Now there is a new player in town; GDGT is a hardware junkies forum, with a twitter-like community twist. It just launched in the last 11 hours or so, which means I can’t even hint at what it might grow up to be. But I love the premise, the interface is intuitive, the layout is clean, the posts are frequent and informed (quantity AND quality, my favorite combination!), and I am signing up for an account there. I recommend you do the same.

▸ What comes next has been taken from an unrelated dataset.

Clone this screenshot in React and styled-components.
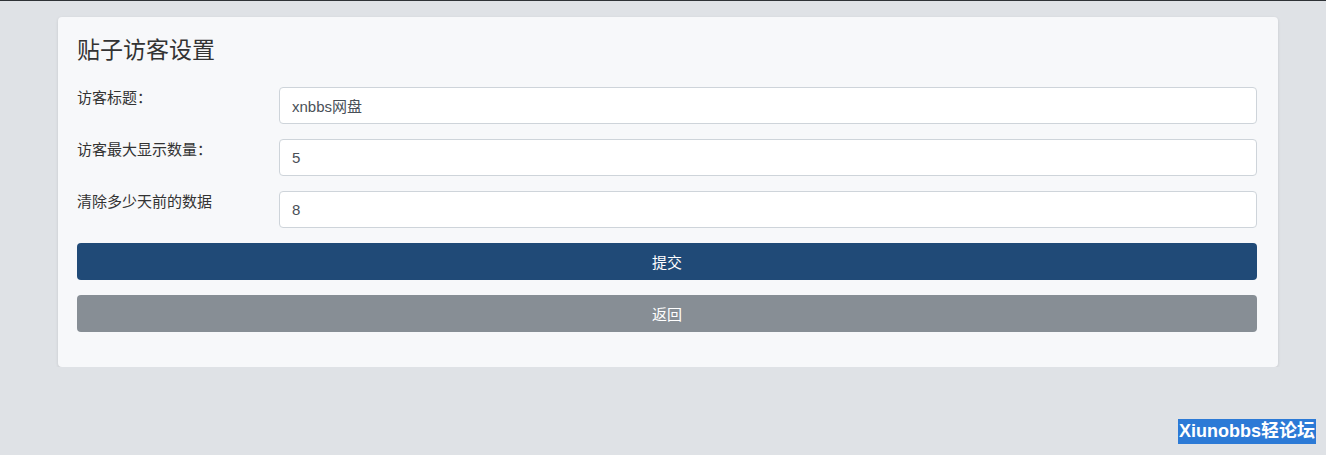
import React, { useState } from "react";
import styled, { createGlobalStyle } from "styled-components";

const GlobalStyle = createGlobalStyle`
  html, body {
    margin: 0;
    padding: 0;
  }
  body {
    background-color: #dfe2e6;
    border-top: 1px solid #2e3236;
    font-family: "Liberation Sans", "Noto Sans CJK SC", sans-serif;
    font-size: 15px;
    color: #333;
  }
`;

const App = () => {
  // 表单数据
  const [form, setForm] = useState({
    title: "xnbbs网盘",
    max: "5",
    days: "8",
  });

  const changeHandler = (e) => {
    const { name, value } = e.target;
    setForm({ ...form, [name]: value });
  };

  const fields = [
    { name: "title", label: "访客标题：" },
    { name: "max", label: "访客最大显示数量：" },
    { name: "days", label: "清除多少天前的数据" },
  ];

  return (
    <>
      <GlobalStyle />
      <StPage>
        <StCard>
          <StTitle>贴子访客设置</StTitle>
          <StForm onSubmit={(e) => e.preventDefault()}>
            {fields.map((f) => (
              <StRow key={f.name}>
                <StLabel htmlFor={f.name}>{f.label}</StLabel>
                <StInput id={f.name} name={f.name} value={form[f.name]} onChange={changeHandler} />
              </StRow>
            ))}
            <StButton type="submit" $variant="primary">提交</StButton>
            <StButton type="button" $variant="secondary">返回</StButton>
          </StForm>
        </StCard>
      </StPage>
      <StBadge>Xiunobbs轻论坛</StBadge>
    </>
  );
};

export default App;

const StPage = styled.div`
  padding: 16px 48px 0 58px;
`;

const StCard = styled.div`
  width: 1220px;
  box-sizing: border-box;
  padding: 20px 21px 35px 19px;
  background-color: #f7f8fa;
  border-radius: 4px;
  box-shadow: 0 1px 3px rgba(0, 0, 0, 0.12);
`;

const StTitle = styled.h4`
  margin: 0 0 24px;
  font-size: 23px;
  font-weight: 400;
  line-height: 26px;
  color: #333;
`;

const StForm = styled.form`
  display: flex;
  flex-direction: column;
  gap: 15px;
`;

const StRow = styled.div`
  display: grid;
  grid-template-columns: 202px 1fr;
  align-items: start;
`;

const StLabel = styled.label`
  font-size: 15px;
  line-height: 21px;
  color: #333;
`;

const StInput = styled.input`
  height: 37px;
  box-sizing: border-box;
  padding: 0 12px;
  border: 1px solid #ced4da;
  border-radius: 4px;
  background-color: #fff;
  font-family: inherit;
  font-size: 15px;
  color: #495057;
  outline: none;
`;

const StButton = styled.button`
  height: 37px;
  border: none;
  border-radius: 4px;
  cursor: pointer;
  font-family: inherit;
  font-size: 15px;
  color: #fff;
  background-color: ${(p) => (p.$variant === "primary" ? "#204a77" : "#878e95")};
`;

const StBadge = styled.div`
  position: fixed;
  right: 10px;
  bottom: 11px;
  padding: 0 1px;
  height: 25px;
  line-height: 25px;
  background-color: #2c7ad6;
  color: #fff;
  font-size: 18px;
  font-weight: 700;
`;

Three of the first sites mentioned here included an announcement about Asteroid Storm in the last few hours; a game played by raising your arms while siting in the theater. The tech works by mounting two cameras on the ceiling on either side of the screen and pointed at the audience. As the screen shows them the pilots-eye view, they can modify the spaceships trajectory by raising their hand. If 25 folks to the left of the screen raise their hands, and 22 on the right, the ship will gently steer left. If the count is still 22 on the right, but only 4 on the left, the ship will jackknife right… (It might be amusing to build a virtual version of that movie theater and use the voting of the House and Senate to steer, to see how many orbital rocks our government has tried to slam us into over the years.). This group game environment (NOT an MMORPG, but it should function a lot like one in some respects) will be introduced in UK theaters on July 10th, meaning next Friday. I can’t wait to see how the first few games go, and whether the audience works together to save the ship, or against each other to take it out. The next logical step would be two ships, with the two sides of the audience competing against each other.

Now play that game with a pair of Open Source Data Gloves, which you can build yourself for $23 in parts if you don’t want to buy the $400 commercial version, and you are ready to take over the theater!